## Start

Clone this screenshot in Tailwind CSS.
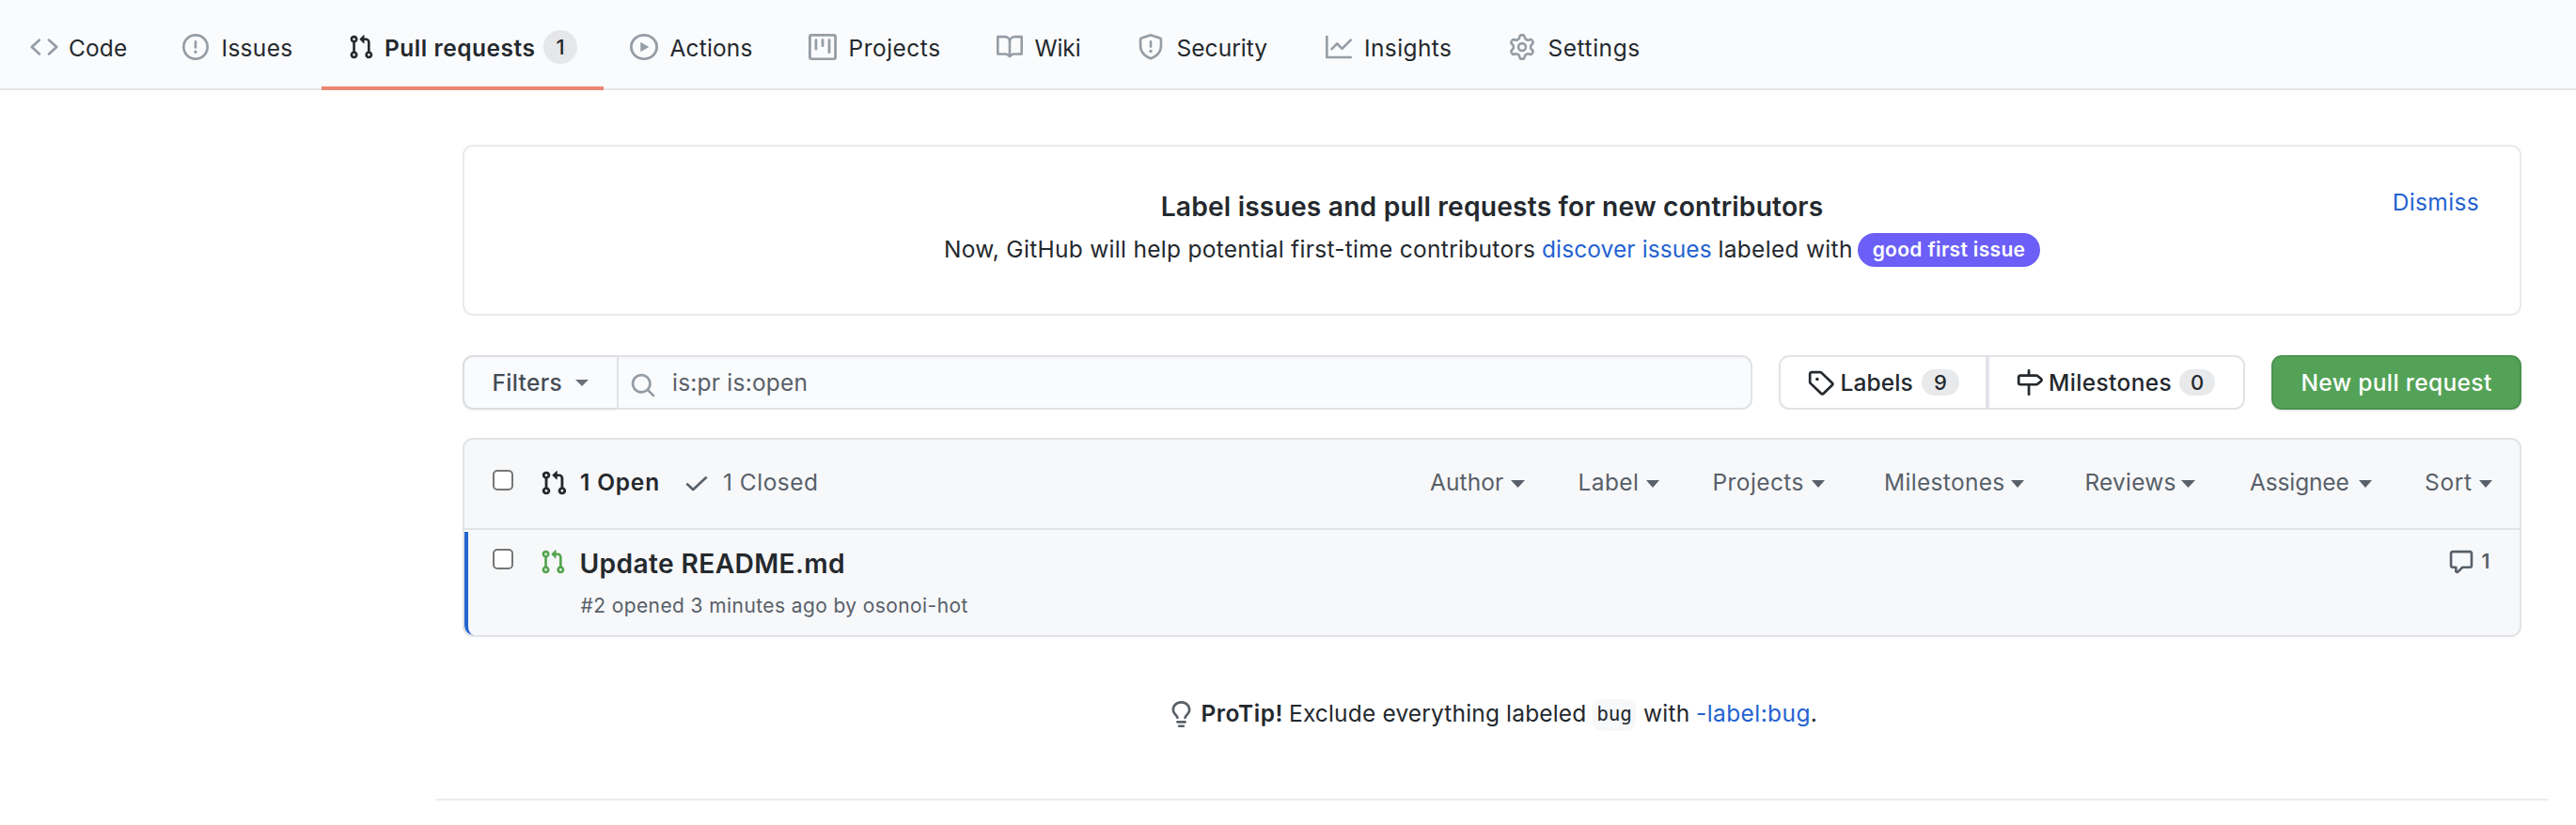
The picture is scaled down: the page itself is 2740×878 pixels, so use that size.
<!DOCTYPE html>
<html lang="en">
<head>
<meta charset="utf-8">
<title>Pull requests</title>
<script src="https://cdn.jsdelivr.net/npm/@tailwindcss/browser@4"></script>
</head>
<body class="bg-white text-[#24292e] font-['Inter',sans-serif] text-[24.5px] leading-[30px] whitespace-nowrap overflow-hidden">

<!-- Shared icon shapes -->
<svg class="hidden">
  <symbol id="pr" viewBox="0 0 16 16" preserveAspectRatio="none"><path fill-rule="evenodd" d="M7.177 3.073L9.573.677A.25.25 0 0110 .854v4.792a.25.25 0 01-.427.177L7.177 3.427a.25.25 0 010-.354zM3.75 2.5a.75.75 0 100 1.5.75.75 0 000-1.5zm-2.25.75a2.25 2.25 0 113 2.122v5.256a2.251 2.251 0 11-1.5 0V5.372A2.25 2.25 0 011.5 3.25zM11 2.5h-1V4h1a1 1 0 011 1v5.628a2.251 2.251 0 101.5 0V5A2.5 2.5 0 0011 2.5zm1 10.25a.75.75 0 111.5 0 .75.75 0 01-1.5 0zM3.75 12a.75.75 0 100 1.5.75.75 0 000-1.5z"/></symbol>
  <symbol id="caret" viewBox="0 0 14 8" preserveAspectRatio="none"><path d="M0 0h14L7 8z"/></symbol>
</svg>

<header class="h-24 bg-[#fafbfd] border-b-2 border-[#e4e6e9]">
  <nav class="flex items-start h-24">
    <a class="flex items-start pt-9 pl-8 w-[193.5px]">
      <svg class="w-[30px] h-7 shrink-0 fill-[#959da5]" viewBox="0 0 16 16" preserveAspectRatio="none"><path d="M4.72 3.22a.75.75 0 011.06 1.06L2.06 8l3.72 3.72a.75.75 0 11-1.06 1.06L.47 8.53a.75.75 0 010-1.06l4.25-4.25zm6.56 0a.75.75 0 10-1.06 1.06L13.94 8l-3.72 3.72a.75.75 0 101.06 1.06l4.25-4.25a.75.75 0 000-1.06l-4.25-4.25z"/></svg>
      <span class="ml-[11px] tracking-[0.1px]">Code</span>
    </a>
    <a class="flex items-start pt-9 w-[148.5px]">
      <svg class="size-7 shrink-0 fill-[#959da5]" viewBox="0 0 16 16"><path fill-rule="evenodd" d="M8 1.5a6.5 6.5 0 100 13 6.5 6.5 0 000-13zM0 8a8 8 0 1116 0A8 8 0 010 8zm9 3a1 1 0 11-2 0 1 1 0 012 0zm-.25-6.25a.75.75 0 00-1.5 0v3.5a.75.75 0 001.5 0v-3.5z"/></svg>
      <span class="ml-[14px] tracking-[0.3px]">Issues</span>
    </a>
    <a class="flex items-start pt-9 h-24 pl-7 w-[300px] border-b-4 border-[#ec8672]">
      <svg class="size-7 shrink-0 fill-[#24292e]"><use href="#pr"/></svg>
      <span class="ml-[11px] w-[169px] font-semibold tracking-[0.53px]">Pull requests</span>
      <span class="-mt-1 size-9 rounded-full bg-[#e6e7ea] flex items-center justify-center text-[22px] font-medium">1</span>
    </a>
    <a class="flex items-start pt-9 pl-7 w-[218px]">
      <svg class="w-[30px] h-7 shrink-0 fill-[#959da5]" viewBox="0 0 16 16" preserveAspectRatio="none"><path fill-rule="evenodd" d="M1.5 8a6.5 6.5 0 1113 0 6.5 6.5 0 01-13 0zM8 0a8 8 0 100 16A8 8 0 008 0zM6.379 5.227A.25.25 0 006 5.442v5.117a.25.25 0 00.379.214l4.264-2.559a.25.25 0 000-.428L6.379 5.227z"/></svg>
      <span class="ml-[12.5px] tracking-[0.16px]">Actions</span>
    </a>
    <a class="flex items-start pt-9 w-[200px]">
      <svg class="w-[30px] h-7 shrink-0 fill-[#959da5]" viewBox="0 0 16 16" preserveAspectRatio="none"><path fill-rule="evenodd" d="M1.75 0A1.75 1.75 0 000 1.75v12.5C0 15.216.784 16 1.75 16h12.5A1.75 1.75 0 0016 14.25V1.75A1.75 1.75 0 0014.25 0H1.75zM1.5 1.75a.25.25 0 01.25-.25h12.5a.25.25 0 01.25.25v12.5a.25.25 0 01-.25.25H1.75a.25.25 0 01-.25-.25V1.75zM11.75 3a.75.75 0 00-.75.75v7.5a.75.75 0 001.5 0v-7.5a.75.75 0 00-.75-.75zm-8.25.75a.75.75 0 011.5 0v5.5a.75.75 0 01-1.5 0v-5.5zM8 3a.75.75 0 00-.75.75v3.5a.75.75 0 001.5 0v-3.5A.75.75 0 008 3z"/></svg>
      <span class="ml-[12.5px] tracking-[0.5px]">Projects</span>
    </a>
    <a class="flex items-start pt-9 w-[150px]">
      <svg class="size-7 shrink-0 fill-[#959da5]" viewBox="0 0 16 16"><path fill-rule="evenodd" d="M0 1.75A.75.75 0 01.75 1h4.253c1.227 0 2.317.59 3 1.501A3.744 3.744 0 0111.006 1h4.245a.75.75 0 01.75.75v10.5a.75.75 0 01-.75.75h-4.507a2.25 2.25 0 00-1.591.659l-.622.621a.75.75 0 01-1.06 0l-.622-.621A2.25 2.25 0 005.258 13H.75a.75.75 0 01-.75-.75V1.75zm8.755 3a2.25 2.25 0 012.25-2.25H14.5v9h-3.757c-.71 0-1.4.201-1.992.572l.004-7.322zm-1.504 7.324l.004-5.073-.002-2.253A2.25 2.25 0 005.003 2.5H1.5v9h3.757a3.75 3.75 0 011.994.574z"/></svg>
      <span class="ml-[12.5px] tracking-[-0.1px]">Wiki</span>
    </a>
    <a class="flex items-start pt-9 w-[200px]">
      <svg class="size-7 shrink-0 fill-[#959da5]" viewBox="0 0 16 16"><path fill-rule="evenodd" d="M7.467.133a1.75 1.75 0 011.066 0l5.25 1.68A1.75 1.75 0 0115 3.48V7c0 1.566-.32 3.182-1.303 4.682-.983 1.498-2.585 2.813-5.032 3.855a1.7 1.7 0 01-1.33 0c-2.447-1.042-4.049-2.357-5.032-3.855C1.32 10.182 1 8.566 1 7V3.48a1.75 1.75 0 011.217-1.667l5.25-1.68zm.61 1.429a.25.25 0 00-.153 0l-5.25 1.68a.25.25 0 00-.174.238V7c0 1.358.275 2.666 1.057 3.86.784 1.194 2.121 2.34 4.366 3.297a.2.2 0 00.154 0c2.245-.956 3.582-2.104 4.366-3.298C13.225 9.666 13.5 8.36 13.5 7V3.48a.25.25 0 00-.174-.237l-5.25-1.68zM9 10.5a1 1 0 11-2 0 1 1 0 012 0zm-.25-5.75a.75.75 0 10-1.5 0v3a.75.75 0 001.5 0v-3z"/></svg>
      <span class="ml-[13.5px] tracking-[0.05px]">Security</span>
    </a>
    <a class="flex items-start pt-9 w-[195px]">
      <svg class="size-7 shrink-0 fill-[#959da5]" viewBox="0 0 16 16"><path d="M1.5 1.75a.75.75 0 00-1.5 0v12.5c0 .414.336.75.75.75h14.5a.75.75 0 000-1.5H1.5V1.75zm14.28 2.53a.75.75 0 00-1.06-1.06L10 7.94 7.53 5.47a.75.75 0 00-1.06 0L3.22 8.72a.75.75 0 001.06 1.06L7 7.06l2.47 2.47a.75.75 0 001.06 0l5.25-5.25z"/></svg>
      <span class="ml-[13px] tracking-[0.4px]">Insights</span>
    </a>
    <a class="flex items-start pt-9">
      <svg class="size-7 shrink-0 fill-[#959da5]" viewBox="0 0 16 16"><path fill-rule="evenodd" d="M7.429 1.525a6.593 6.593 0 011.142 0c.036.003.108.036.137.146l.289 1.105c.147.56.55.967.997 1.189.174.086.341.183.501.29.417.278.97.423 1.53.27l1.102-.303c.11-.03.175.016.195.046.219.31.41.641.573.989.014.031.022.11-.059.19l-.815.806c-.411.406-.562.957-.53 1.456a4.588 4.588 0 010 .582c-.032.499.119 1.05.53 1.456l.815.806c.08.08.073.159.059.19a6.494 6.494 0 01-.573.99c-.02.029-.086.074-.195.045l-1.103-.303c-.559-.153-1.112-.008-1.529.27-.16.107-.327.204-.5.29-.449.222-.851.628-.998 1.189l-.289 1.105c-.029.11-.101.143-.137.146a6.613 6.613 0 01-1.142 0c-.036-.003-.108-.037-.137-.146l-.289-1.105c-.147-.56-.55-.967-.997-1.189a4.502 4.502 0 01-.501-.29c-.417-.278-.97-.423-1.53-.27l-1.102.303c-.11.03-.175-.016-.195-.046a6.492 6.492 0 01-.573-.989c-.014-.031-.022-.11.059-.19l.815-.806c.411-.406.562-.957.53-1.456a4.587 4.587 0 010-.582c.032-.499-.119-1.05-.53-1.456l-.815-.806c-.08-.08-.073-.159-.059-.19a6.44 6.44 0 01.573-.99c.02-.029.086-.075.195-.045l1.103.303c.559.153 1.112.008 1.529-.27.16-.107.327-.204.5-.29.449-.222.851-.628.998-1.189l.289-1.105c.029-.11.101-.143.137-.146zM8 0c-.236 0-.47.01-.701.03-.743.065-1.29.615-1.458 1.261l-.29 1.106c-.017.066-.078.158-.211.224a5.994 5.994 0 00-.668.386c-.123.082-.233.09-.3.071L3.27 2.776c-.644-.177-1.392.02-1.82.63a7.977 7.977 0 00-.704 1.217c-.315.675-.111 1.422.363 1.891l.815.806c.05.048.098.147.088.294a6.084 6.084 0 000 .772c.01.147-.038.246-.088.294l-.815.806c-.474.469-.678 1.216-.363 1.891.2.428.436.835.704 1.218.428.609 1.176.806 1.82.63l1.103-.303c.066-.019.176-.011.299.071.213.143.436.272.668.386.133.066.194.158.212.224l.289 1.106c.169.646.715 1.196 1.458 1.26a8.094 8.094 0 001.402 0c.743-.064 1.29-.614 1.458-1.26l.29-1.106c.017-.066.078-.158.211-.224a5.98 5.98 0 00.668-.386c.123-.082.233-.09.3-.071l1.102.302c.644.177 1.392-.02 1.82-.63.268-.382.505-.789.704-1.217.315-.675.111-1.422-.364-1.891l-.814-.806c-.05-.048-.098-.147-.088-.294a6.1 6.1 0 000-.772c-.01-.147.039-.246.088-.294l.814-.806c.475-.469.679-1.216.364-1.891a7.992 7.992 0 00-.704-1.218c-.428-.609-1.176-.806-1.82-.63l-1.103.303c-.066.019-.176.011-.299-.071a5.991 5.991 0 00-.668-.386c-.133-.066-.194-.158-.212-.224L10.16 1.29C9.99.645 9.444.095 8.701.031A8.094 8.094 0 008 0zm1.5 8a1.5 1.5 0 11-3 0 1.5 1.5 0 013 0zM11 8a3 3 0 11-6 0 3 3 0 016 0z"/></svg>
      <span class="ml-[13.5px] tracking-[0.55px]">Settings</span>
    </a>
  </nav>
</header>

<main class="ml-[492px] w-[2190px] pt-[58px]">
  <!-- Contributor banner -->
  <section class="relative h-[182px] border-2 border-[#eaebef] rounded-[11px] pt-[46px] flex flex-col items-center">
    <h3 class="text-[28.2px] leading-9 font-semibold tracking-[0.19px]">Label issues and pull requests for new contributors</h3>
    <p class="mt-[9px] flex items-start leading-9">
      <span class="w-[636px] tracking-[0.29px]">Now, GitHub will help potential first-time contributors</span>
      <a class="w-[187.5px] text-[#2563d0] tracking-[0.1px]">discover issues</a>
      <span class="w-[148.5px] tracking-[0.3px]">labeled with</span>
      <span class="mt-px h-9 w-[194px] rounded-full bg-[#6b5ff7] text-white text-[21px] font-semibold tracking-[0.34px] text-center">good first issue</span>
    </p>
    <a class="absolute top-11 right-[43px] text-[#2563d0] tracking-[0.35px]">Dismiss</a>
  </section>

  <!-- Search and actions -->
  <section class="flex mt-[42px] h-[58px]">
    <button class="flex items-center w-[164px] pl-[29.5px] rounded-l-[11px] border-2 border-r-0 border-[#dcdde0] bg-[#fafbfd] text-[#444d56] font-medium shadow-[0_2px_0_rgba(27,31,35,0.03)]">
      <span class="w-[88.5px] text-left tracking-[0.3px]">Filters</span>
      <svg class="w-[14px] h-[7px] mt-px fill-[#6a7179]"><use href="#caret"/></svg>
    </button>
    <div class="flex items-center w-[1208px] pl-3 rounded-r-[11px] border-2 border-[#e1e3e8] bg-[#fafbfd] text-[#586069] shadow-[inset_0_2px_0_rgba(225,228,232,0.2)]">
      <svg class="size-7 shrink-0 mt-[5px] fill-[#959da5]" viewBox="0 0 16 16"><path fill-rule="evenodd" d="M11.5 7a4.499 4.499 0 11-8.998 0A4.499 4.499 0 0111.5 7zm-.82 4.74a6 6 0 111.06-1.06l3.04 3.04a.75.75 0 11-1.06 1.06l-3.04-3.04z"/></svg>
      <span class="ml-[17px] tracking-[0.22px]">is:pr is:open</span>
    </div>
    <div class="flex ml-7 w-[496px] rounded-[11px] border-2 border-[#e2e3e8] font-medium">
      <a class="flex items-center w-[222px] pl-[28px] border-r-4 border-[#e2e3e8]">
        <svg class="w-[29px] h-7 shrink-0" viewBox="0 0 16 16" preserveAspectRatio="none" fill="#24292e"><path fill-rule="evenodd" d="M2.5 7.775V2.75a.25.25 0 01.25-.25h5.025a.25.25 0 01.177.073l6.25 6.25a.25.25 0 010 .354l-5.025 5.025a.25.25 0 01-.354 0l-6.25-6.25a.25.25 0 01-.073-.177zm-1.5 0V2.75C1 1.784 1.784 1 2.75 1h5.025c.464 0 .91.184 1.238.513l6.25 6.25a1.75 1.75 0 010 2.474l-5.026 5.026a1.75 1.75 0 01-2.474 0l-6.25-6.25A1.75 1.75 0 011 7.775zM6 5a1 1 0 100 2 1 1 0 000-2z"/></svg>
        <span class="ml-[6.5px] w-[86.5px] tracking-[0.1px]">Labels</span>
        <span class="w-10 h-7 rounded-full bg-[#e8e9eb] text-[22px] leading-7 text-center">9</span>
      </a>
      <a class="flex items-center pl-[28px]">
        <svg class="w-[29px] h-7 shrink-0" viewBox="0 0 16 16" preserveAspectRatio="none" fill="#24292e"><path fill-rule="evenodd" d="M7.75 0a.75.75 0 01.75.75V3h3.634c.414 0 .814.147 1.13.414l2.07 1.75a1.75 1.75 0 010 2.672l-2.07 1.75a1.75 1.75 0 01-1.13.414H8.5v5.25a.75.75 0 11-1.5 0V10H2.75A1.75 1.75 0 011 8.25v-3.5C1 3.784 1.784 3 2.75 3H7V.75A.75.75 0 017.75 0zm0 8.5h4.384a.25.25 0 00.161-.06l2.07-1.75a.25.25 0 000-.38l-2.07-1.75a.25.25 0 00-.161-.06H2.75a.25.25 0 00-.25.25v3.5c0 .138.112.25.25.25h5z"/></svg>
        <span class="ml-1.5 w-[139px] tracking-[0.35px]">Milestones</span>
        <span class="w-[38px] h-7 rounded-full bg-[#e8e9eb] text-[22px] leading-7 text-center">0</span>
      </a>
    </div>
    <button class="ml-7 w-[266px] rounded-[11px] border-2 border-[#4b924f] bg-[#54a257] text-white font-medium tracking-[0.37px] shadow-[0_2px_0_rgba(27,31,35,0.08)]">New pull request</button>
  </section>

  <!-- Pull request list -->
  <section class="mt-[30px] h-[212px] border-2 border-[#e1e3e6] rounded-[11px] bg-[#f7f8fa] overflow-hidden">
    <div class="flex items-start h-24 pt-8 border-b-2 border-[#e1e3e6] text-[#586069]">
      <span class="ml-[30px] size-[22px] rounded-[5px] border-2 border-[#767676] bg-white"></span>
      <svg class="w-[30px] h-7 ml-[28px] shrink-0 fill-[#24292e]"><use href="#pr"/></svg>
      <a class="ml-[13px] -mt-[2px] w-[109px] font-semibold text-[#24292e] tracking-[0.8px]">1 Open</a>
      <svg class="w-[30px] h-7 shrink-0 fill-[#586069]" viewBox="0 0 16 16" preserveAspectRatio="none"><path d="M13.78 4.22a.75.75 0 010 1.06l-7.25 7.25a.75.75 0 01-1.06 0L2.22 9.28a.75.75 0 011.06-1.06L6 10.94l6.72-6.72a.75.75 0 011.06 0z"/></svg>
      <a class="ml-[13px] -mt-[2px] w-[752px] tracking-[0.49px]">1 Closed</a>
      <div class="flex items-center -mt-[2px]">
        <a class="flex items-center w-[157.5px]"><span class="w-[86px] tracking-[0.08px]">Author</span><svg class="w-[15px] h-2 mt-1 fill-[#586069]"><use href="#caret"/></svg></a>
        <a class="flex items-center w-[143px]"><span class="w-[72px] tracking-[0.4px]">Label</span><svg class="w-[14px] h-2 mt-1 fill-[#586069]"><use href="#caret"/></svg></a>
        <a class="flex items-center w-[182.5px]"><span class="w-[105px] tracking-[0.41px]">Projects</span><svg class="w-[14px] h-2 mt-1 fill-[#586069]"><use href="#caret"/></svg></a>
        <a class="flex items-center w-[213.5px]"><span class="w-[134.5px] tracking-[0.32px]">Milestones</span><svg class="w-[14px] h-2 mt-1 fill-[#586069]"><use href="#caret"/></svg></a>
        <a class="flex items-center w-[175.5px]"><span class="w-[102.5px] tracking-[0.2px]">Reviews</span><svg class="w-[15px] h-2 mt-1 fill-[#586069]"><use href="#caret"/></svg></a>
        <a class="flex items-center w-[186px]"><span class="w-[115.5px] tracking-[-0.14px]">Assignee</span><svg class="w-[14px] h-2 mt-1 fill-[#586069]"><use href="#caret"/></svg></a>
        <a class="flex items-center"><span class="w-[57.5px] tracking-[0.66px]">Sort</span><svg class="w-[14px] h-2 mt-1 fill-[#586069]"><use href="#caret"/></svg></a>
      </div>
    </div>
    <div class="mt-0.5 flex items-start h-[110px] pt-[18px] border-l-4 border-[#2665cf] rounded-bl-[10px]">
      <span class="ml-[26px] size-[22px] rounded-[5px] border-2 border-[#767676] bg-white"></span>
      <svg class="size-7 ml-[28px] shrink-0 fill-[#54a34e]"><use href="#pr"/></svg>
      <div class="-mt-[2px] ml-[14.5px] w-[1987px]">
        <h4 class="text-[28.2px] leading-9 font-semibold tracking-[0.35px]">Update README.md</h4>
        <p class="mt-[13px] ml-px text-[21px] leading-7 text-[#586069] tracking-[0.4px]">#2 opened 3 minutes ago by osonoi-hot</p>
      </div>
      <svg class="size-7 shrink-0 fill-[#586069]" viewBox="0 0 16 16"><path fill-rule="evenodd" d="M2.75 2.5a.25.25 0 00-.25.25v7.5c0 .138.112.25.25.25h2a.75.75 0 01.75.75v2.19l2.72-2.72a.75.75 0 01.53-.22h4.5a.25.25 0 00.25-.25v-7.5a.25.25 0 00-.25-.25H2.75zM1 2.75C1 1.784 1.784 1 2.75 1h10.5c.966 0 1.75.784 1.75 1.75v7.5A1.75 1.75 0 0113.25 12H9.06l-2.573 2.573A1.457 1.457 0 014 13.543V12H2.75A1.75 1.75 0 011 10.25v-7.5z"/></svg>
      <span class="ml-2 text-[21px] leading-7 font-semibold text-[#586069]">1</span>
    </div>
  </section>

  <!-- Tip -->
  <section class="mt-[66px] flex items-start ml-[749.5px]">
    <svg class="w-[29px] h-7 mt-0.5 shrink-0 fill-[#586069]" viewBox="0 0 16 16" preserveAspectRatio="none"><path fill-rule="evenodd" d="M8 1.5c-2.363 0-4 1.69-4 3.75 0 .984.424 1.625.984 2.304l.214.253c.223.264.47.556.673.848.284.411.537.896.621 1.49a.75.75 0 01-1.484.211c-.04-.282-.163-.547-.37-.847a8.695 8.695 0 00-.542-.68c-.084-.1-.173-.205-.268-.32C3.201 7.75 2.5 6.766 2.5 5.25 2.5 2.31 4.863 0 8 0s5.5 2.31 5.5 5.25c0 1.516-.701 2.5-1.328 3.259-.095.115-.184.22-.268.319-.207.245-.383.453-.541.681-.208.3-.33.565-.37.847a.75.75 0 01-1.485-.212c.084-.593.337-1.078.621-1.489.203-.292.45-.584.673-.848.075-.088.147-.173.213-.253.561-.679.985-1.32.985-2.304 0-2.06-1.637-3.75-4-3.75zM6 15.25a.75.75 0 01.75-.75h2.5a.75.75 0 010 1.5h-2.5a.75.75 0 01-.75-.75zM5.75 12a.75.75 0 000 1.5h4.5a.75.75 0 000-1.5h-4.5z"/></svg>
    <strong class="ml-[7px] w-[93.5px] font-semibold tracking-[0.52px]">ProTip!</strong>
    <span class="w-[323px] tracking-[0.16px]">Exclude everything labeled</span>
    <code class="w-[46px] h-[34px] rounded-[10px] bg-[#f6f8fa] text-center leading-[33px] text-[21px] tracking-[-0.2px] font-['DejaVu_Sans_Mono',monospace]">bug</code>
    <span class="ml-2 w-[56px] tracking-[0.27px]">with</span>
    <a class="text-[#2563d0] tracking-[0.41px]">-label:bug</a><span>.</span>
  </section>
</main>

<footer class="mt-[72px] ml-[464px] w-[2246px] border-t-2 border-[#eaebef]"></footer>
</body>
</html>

## End

_TO BE DONE_
Please repeat exactly the data above from its first line to the line that contains "text-[#24292e] font-['Inter',sans-serif] text-[24.5px]", inclusive, and leave every picture out.

_OUTPUT BELOW_
Clone this screenshot in Tailwind CSS.
The picture is scaled down: the page itself is 2740×878 pixels, so use that size.
<!DOCTYPE html>
<html lang="en">
<head>
<meta charset="utf-8">
<title>Pull requests</title>
<script src="https://cdn.jsdelivr.net/npm/@tailwindcss/browser@4"></script>
</head>
<body class="bg-white text-[#24292e] font-['Inter',sans-serif] text-[24.5px] leading-[30px] whitespace-nowrap overflow-hidden">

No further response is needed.